EXERCISE GOAL: Identify the lines that contain the string "with" and copy all of them.

>> START

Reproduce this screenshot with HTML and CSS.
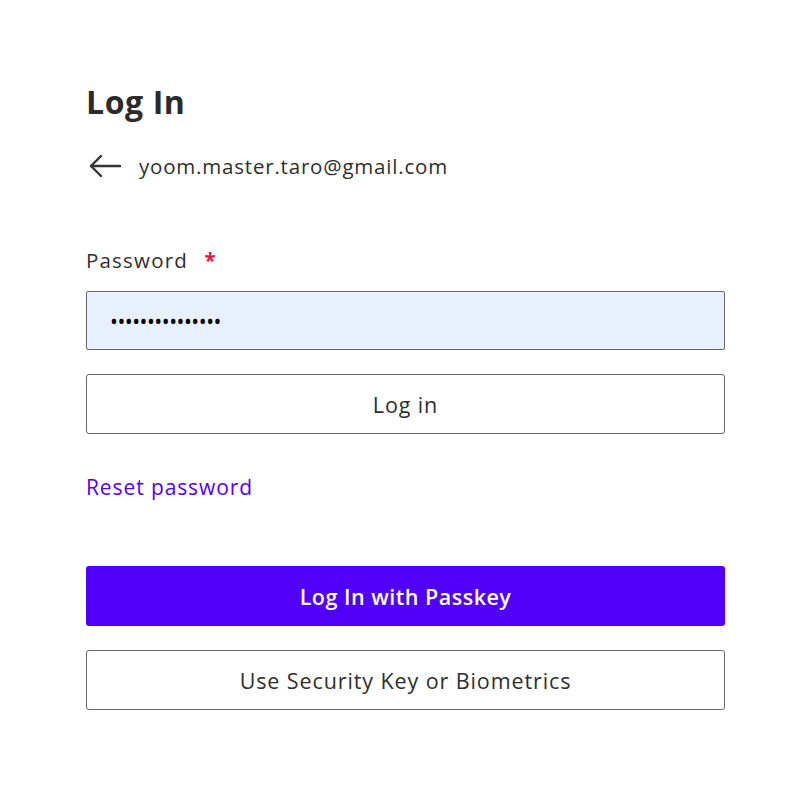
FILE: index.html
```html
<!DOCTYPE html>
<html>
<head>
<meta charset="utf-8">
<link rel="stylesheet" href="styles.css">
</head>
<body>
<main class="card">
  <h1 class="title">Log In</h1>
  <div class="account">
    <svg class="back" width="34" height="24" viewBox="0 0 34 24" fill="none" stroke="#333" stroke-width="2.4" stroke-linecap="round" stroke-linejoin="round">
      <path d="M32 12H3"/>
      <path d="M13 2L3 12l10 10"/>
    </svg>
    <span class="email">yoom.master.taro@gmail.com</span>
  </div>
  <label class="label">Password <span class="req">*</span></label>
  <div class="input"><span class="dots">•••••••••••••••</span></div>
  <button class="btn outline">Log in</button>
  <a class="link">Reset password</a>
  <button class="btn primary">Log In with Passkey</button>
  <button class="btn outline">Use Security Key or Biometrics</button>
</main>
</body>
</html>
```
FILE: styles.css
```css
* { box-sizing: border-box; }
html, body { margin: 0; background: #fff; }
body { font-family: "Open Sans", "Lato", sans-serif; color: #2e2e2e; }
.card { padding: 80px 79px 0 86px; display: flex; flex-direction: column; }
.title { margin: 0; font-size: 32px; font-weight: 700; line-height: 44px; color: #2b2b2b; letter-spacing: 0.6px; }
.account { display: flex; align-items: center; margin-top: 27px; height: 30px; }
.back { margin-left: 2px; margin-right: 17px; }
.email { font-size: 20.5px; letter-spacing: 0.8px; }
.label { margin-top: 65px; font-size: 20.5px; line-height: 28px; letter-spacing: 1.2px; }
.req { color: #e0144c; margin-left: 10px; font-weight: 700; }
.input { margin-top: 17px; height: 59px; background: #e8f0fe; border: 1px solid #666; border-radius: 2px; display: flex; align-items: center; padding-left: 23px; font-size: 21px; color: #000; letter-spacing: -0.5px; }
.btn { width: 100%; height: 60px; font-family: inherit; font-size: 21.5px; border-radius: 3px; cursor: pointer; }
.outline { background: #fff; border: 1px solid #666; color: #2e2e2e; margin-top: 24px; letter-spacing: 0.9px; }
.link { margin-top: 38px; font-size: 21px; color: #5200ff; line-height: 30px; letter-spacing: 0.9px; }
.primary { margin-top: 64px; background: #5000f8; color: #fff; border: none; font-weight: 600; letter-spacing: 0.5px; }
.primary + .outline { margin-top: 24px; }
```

>> END

RESULT OF THIS TASK:
Reproduce this screenshot with HTML and CSS.
  <button class="btn primary">Log In with Passkey</button>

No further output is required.